## START Given records

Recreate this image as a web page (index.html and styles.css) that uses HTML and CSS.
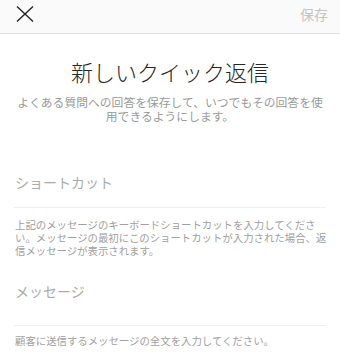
FILE: index.html
```html
<!DOCTYPE html>
<html lang="ja">
<head>
<meta charset="utf-8">
<link rel="stylesheet" href="styles.css">
</head>
<body>
<header class="topbar">
  <svg class="close" width="18" height="16" viewBox="0 0 18 16"><path d="M1 0.5 L17 15.5 M17 0.5 L1 15.5" stroke="#262626" stroke-width="1.4" fill="none"/></svg>
  <span class="save">保存</span>
</header>
<main class="content">
  <h1 class="title">新しいクイック返信</h1>
  <p class="intro">よくある質問への回答を保存して、いつでもその回答を使用できるようにします。</p>
  <section class="field field-short">
    <div class="label">ショートカット</div>
    <p class="help">上記のメッセージのキーボードショートカットを入力してください。メッセージの最初にこのショートカットが入力された場合、返信メッセージが表示されます。</p>
  </section>
  <section class="field field-msg">
    <div class="label">メッセージ</div>
    <p class="help">顧客に送信するメッセージの全文を入力してください。</p>
  </section>
</main>
</body>
</html>
```
FILE: styles.css
```css
* { box-sizing: border-box; }
html, body { margin: 0; padding: 0; background: #fff; }
body {
  font-family: "Noto Sans CJK JP", "Noto Sans", sans-serif;
  width: 340px;
  height: 362px;
  overflow: hidden;
}
.topbar {
  height: 34px;
  background: #fafafa;
  border-bottom: 1px solid #dcdcdc;
  display: flex;
  align-items: center;
  justify-content: space-between;
  padding: 0 12px 1px 16px;
}
.close { display: block; margin-top: -5px; }
.save {
  font-size: 14px;
  color: #c4c4c4;
  line-height: 20px;
  margin-top: -5px;
}
.content { padding: 0 14px; }
.title {
  margin: 22px 0 0;
  font-size: 22px;
  font-weight: 300;
  line-height: 30px;
  color: #262626;
  text-align: center;
}
.intro {
  margin: 9px -1px 0;
  font-size: 11.8px;
  line-height: 14px;
  color: #9a9a9a;
  text-align: center;
}
.field .label {
  font-size: 14px;
  line-height: 20px;
  color: #ababab;
  padding-left: 1px;
  border-bottom: 1px solid #f0f0f0;
}
.field-short { margin-top: 49px; }
.field-short .label { padding-bottom: 15px; }
.field-msg { margin-top: 24px; }
.field-msg .label { padding-bottom: 24px; }
.help {
  margin: 10px -4px 0 0;
  font-size: 10.4px;
  line-height: 13px;
  color: #a0a0a0;
  padding-left: 1px;
}
.field-msg .help { margin-top: 8px; }
```
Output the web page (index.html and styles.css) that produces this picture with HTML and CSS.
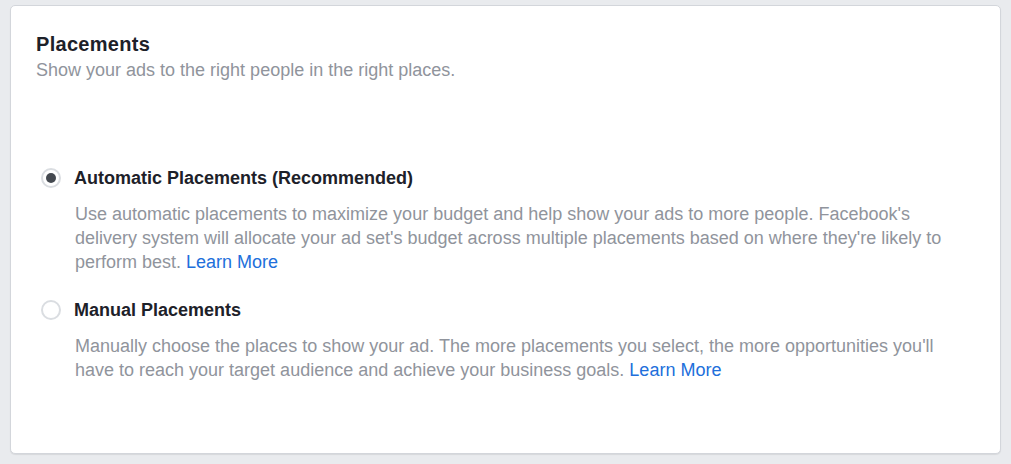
FILE: index.html
```html
<!DOCTYPE html>
<html>
<head>
<meta charset="utf-8">
<link rel="stylesheet" href="styles.css">
</head>
<body>
<div class="page">
  <div class="card">
    <div class="header">
      <div class="title">Placements</div>
      <div class="subtitle">Show your ads to the right people in the right places.</div>
    </div>
    <div class="options">
      <div class="option">
        <div class="row">
          <span class="radio checked"><span class="dot"></span></span>
          <span class="label">Automatic Placements (Recommended)</span>
        </div>
        <div class="desc">Use automatic placements to maximize your budget and help show your ads to more people. Facebook's delivery system will allocate your ad set's budget across multiple placements based on where they're likely to perform best. <a class="link" href="#">Learn More</a></div>
      </div>
      <div class="option">
        <div class="row">
          <span class="radio"></span>
          <span class="label">Manual Placements</span>
        </div>
        <div class="desc">Manually choose the places to show your ad. The more placements you select, the more opportunities you'll have to reach your target audience and achieve your business goals. <a class="link" href="#">Learn More</a></div>
      </div>
    </div>
  </div>
</div>
</body>
</html>
```

FILE: styles.css
```css
html, body {
  margin: 0;
  padding: 0;
  background: #e9ebee;
  font-family: "Liberation Sans", Arial, sans-serif;
}
.page {
  padding: 5px 10px 10px 10px;
}
.card {
  box-sizing: border-box;
  background: #fff;
  border: 1px solid #d3d6db;
  border-radius: 5px;
  box-shadow: 0 1px 1px rgba(0,0,0,0.08);
  padding: 26px 24px 40px 25px;
  height: 449px;
}
.title {
  font-size: 20px;
  font-weight: bold;
  color: #1d2129;
  line-height: 24px;
  letter-spacing: 0.3px;
}
.subtitle {
  font-size: 18px;
  color: #90949c;
  line-height: 24px;
  margin-top: 2px;
}
.options {
  margin-top: 84px;
  display: flex;
  flex-direction: column;
  gap: 24px;
}
.row {
  display: flex;
  align-items: center;
  gap: 13px;
  padding-left: 5px;
}
.radio {
  width: 16px;
  height: 16px;
  border: 2px solid #dadde1;
  border-radius: 50%;
  display: flex;
  align-items: center;
  justify-content: center;
  flex: none;
}
.dot {
  width: 10px;
  height: 10px;
  border-radius: 50%;
  background: #444950;
}
.label {
  font-size: 18px;
  font-weight: bold;
  color: #1d2129;
  line-height: 24px;
}
.desc {
  font-size: 18px;
  color: #90949c;
  line-height: 24px;
  padding-left: 39px;
  margin-top: 12px;
}
.link {
  color: #216fdb;
  text-decoration: none;
}
```
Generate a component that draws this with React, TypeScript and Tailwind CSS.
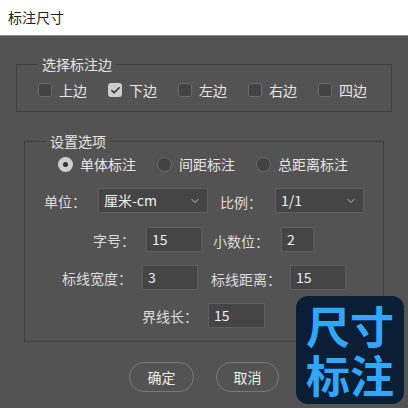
import { Check, ChevronDown } from 'lucide-react';

import type { ReactElement } from 'react';

const font = { fontFamily: '"Noto Sans CJK SC", "Noto Sans", sans-serif' };

function CheckItem({ label, checked }: { label: string; checked?: boolean }): ReactElement {
    return (
        <div className="flex w-[49px] items-center gap-[7px]">
            {checked ? (
                <span className="flex h-[14px] w-[14px] items-center justify-center rounded-[3px] bg-[#cdcdcd]">
                    <Check size={11} strokeWidth={3.5} className="text-[#333]" />
                </span>
            ) : (
                <span className="h-[14px] w-[14px] rounded-[3px] border border-[#6b6b6b] bg-[#434343]" />
            )}
            <span className="text-[14px] leading-[20px] text-[#e6e6e6]">{label}</span>
        </div>
    );
}

function RadioItem({ label, checked }: { label: string; checked?: boolean }): ReactElement {
    return (
        <div className="flex items-center gap-[7px]">
            {checked ? (
                <span className="flex h-[15px] w-[15px] items-center justify-center rounded-full bg-[#cfcfcf]">
                    <span className="h-[5px] w-[5px] rounded-full bg-[#333]" />
                </span>
            ) : (
                <span className="h-[15px] w-[15px] rounded-full border border-[#6b6b6b] bg-[#434343]" />
            )}
            <span className="text-[14px] leading-[20px] text-[#e6e6e6]">{label}</span>
        </div>
    );
}

function Label({ text }: { text: string }): ReactElement {
    return <span className="whitespace-nowrap text-[14px] leading-[20px] text-[#dcdcdc]">{text}</span>;
}

function Field({ value, width }: { value: string; width: string }): ReactElement {
    return (
        <div className={`flex h-[25px] items-center border border-[#5e5e5e] bg-[#454545] pl-[5px] ${width}`}>
            <span className="text-[14px] text-[#f0f0f0]">{value}</span>
        </div>
    );
}

function Select({ value, width }: { value: string; width: string }): ReactElement {
    return (
        <div className={`flex h-[25px] items-center justify-between border border-[#5e5e5e] bg-[#454545] pl-[5px] pr-[6px] ${width}`}>
            <span className="text-[14px] text-[#f0f0f0]">{value}</span>
            <ChevronDown size={12} strokeWidth={2} className="text-[#bdbdbd]" />
        </div>
    );
}

export default function App(): ReactElement {
    return (
        <div className="relative h-[408px] w-[408px] overflow-hidden bg-[#535353]" style={font}>
            <div className="flex h-[36px] items-center border-b border-[#8a8a8a] bg-white pl-[8px]">
                <span className="text-[14px] text-[#222]">标注尺寸</span>
            </div>

            <fieldset className="ml-[16px] mt-[18px] w-[376px] border border-[#3f3f3f] pb-[11px] pt-[6px]">
                <legend className="ml-[21px] px-[4px] text-[14px] leading-[20px] text-[#e6e6e6]">选择标注边</legend>
                <div className="flex h-[20px] items-center gap-[21px] pl-[21px]">
                    <CheckItem label="上边" />
                    <CheckItem label="下边" checked />
                    <CheckItem label="左边" />
                    <CheckItem label="右边" />
                    <CheckItem label="四边" />
                </div>
            </fieldset>

            <fieldset className="ml-[24px] mt-[19px] w-[360px] border border-[#3f3f3f] pb-[13px] pt-[3px]">
                <legend className="ml-[21px] px-[4px] text-[14px] leading-[20px] text-[#e6e6e6]">设置选项</legend>
                <div className="flex h-[20px] items-center gap-[21px] pl-[33px]">
                    <RadioItem label="单体标注" checked />
                    <RadioItem label="间距标注" />
                    <RadioItem label="总距离标注" />
                </div>

                <div className="mt-[14px] flex items-center pl-[19px]">
                    <Label text="单位：" />
                    <div className="ml-[12px]">
                        <Select value="厘米-cm" width="w-[110px]" />
                    </div>
                    <div className="ml-[12px]">
                        <Label text="比例：" />
                    </div>
                    <div className="ml-[13px]">
                        <Select value="1/1" width="w-[89px]" />
                    </div>
                </div>

                <div className="mt-[14px] flex items-center pl-[68px]">
                    <Label text="字号：" />
                    <div className="ml-[11px]">
                        <Field value="15" width="w-[56px]" />
                    </div>
                    <div className="ml-[11px]">
                        <Label text="小数位：" />
                    </div>
                    <div className="ml-[12px]">
                        <Field value="2" width="w-[33px]" />
                    </div>
                </div>

                <div className="mt-[13px] flex items-center pl-[37px]">
                    <Label text="标线宽度：" />
                    <div className="ml-[10px]">
                        <Field value="3" width="w-[56px]" />
                    </div>
                    <div className="ml-[13px]">
                        <Label text="标线距离：" />
                    </div>
                    <div className="ml-[9px]">
                        <Field value="15" width="w-[56px]" />
                    </div>
                </div>

                <div className="mt-[13px] flex items-center pl-[117px]">
                    <Label text="界线长：" />
                    <div className="ml-[10px]">
                        <Field value="15" width="w-[57px]" />
                    </div>
                </div>
            </fieldset>

            <div className="mt-[20px] flex justify-center gap-[22px]">
                <button className="h-[30px] w-[65px] rounded-full border-[1.5px] border-[#7a7a7a] text-[14px] text-[#eeeeee]">
                    确定
                </button>
                <button className="h-[30px] w-[63px] rounded-full border-[1.5px] border-[#7a7a7a] text-[14px] text-[#eeeeee]">
                    取消
                </button>
            </div>

            <div className="absolute left-[296px] top-[296px] flex h-[108px] w-[108px] items-center justify-center rounded-[12px] bg-[#0a1e35]">
                <div className="text-center text-[44px] font-bold leading-[49px] text-[#31a8ff]">
                    尺寸
                    <br />
                    标注
                </div>
            </div>
        </div>
    );
}
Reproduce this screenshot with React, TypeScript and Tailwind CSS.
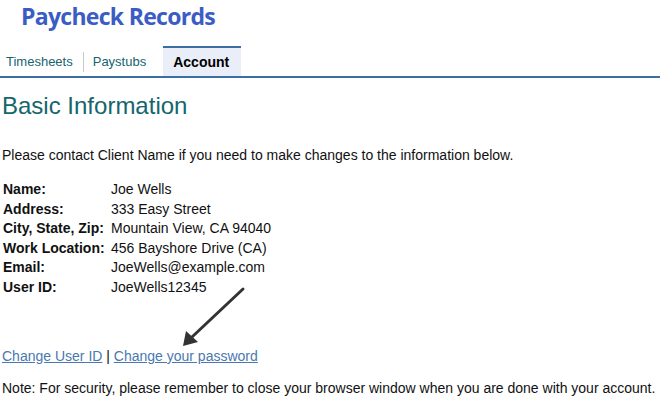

## END Given records

● Task to carry out:
Pull out every line above that holds the word "index".

● Output:
Recreate this image as a web page (index.html and styles.css) that uses HTML and CSS.
FILE: index.html
Output the web page (index.html and styles.css) that produces this picture with HTML and CSS.
FILE: index.html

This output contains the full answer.